International law is the real corpse in this room. The Hague court orders Israel to halt the Rafah offensive. Guterres calls the order binding. Netanyahu rejects it as unacceptable, and the raids continue. Hamas ignores the demands to release the hostages. The international community shrugs. The 1954 Hague Convention, which protects cultural property, is invoked more and more often and respected less and less. Geneva's rules are cited by both sides as an accusation against the other, rarely as a constraint on themselves.

And then there are the jailers and the jailed, who mirror each other in the abyss. Palestinian paediatrician Hussam Abu Safiya, former director of Kamal Adwan Hospital in Gaza, has been detained by Israel since December 2024, in isolation, with reports of beatings and torture relayed by UN experts and his lawyer. The UN Working Group on Arbitrary Detention has declared his detention 'arbitrary' and called for his immediate release; Israel's Supreme Court, instead, rejected the appeal based on confidential materials. The Israeli military accuses him of being a senior officer in Hamas's military medical service — a charge Hamas and Gaza's health ministry deny, and which has not so far been backed by public evidence. At the same time, Israeli hostages in Hamas's tunnels are being starved and denied medical care. Their families wait for a body or a survivor, while international mediators fail. An accused doctor and a starving hostage: two faces of the same uncertainty, and of the inhumanity that surrounds it.

The last truth: we are the governments

For a long time we believed international law would save us. We waited for the Hague court to speak, for the UN to act, for governments to stop. But the Court has been challenged rather than enforced, the monuments remain under threat, the rules are invoked more often than they are honoured.

And then we understood: governments are not abstract entities. They are made of people. People who, like us, have eyes to see and ears to listen. People who, like us, choose every day which way to look.

If the war machine keeps grinding down lives, it is not only because governments choose to. It is also because we — citizens, voters, human beings — allow it to happen without real consequences. It is because we have grown used to seeing the other's pain as 'their problem.' It is because the media, too often, has taught us to count the dead in two separate columns: those who count more, and those who count less.

But what if one day — all together — we lifted the blindfolds from our eyes?
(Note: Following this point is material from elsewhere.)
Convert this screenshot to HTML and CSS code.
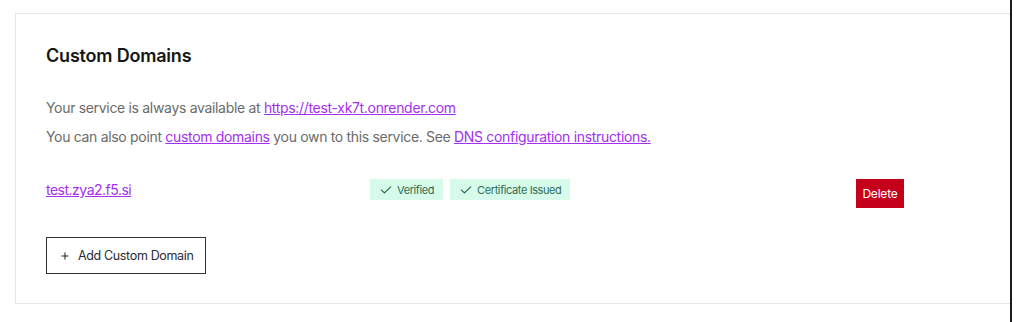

What if one day a Palestinian looked at the face of a grieving Israeli mother and saw his own mother? What if an Israeli heard the cry of a Palestinian child under the rubble and heard his own son? What if a Lebanese person saw an Israeli soldier moved before a threatened temple and recognised his own grief for Baalbek?

On that day, governments would change. Because governments are made of people who look in the same direction we do. If that direction becomes shared humanity, politics follows. There is no need to wait for leaders to talk to each other: it is enough for the right people on both sides to begin recognising one another.

It will not be a quick process. Prejudices are walls built over generations. But they fall in an instant: when one eye meets another eye and sees a human being.

The jungle advances. But the jungle is made of blind gazes. We can choose to see.

Today I reach out my hand. I am not waiting for governments to sign peace: I am waiting for people — Palestinian, Israeli, Lebanese, from all over the world — to decide that a neighbour's pain weighs as much as their own.

Because future generations will not ask us who won. They will ask: 'You, who had the power to look, why did you choose to turn away?'

«I choose to look. And to reach out my hand. Whose side are you on? The jungle's, or humanity's?»